At the top you are rewarded with amazing views into the ruins you previously walked around and out to the jungle beyond. I heard the guide say that on a clear day you can see Chichen Itza. All I could see was jungle as far as the eye could see and nothing else. As I stood at the top of the pyramid with the sun beating down on me and sweat pouring out of every pore, I felt exhilarated and at peace. There's really no good way for me to describe what it was like up there other than to say that I didn't want to come back down. I wanted to just sit there and stare into the deep green that was surrounding me. I wanted to feel the strength of the pyramid underneath me and breathe in the air. There was definitely something special happening up there, but alas, I needed to get myself out of the searing sun and back down to the shaded ground.
The descent went quickly and smoothly, though some around me decided to sit down as they descended a few steps.
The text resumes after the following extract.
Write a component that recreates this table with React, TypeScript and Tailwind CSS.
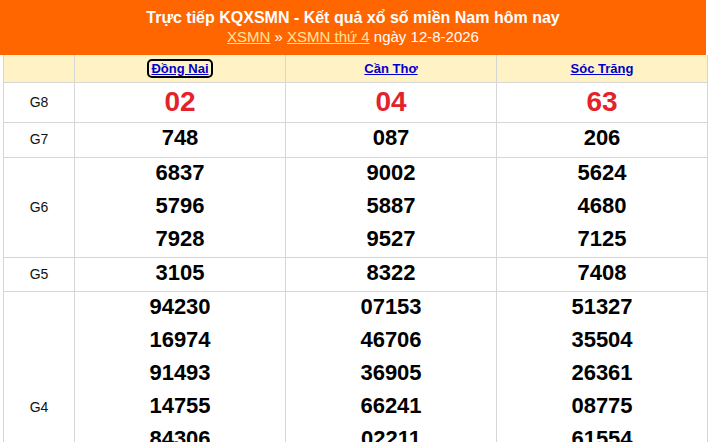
const provinces = ["Đồng Nai", "Cần Thơ", "Sóc Trăng"];

const rows: { label: string; h: string; values: string[][]; big?: boolean }[] = [
  { label: "G8", h: "h-[40px]", values: [["02"], ["04"], ["63"]], big: true },
  { label: "G7", h: "h-[35px]", values: [["748"], ["087"], ["206"]] },
  {
    label: "G6",
    h: "h-[100px]",
    values: [
      ["6837", "5796", "7928"],
      ["9002", "5887", "9527"],
      ["5624", "4680", "7125"],
    ],
  },
  { label: "G5", h: "h-[34px]", values: [["3105"], ["8322"], ["7408"]] },
  {
    label: "G4",
    h: "h-[231px]",
    values: [
      ["94230", "16974", "91493", "14755", "84306", "32077", "05129"],
      ["07153", "46706", "36905", "66241", "02211", "48620", "71398"],
      ["51327", "35504", "26361", "08775", "61554", "19032", "44816"],
    ],
  },
];

export default function App() {
  return (
    <div className="w-[708px] h-[442px] overflow-hidden bg-white font-['Liberation_Sans',Arial,sans-serif]">
      <div className="w-[706px] h-[55px] bg-[#ff6600] text-center text-white pt-[8px]">
        <div className="text-[16px] font-bold leading-[19px]">
          Trực tiếp KQXSMN - Kết quả xổ số miền Nam hôm nay
        </div>
        <div className="text-[15px] leading-[19px]">
          <a className="underline text-[#ffe49c]">XSMN</a> »{" "}
          <a className="underline text-[#ffe49c]">XSMN thứ 4</a> ngày 12-8-2026
        </div>
      </div>
      <table className="ml-[3px] w-[704px] table-fixed border-collapse">
        <colgroup>
          <col className="w-[71px]" />
          <col className="w-[211px]" />
          <col className="w-[211px]" />
          <col className="w-[211px]" />
        </colgroup>
        <thead>
          <tr className="h-[27px] bg-[#fff2c4]">
            <th className="border border-t-0 border-[#d6d6d6]"></th>
            {provinces.map((p, i) => (
              <th key={p} className="border border-t-0 border-[#d6d6d6] text-[13px] font-bold">
                <a
                  className={
                    "underline text-[#0000cc] px-[2px] " +
                    (i === 0 ? "outline-2 outline-black rounded-[3px]" : "")
                  }
                >
                  {p}
                </a>
              </th>
            ))}
          </tr>
        </thead>
        <tbody>
          {rows.map((r) => (
            <tr key={r.label} className={r.h}>
              <td className="border border-[#d6d6d6] text-center text-[14px] text-[#111]">{r.label}</td>
              {r.values.map((col, i) => (
                <td key={i} className="border border-[#d6d6d6] text-center align-middle">
                  {col.map((v) => (
                    <div
                      key={v}
                      className={
                        r.big
                          ? "text-[28px] font-bold leading-[38px] text-[#e3222b]"
                          : "text-[22px] font-bold leading-[29px] pb-[4px] text-black"
                      }
                    >
                      {v}
                    </div>
                  ))}
                </td>
              ))}
            </tr>
          ))}
        </tbody>
      </table>
    </div>
  );
}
I heard a few people say they were scared but continued on as one must. I didn't find it scary but I think I might have still been high from how I was feeling at the top.
I met Zac at the bottom sitting on a bench underneath a tree. He handed me some water as I joined him in this amazing spot to just sit and gaze at the pyramid I recently climbed. We did a quick check of my photos to see if they were ok or if I needed to go back up to the top to re-do. They seemed alright so I just continued to sit on the bench and soak up the shade. But to be honest, I was kind of hoping I would need to go back up to the top. Maybe next time.
Additional Images of Ek'Balam
A side Story...
We stopped off at one last ruin section as we were leaving the site. As we stood atop this small pyramid I noticed something move in the grass and took a startled jump back. What I was looking at was a rather large iguana who was as startled by me as I was of him. He stood stock still as we approached to see his full beauty and we could see his heavy breathing as he pondered if he should run or pretend like he was invisible. He stayed put and we quickly moved on so the poor guy could relax. It was an absolute delight to see him.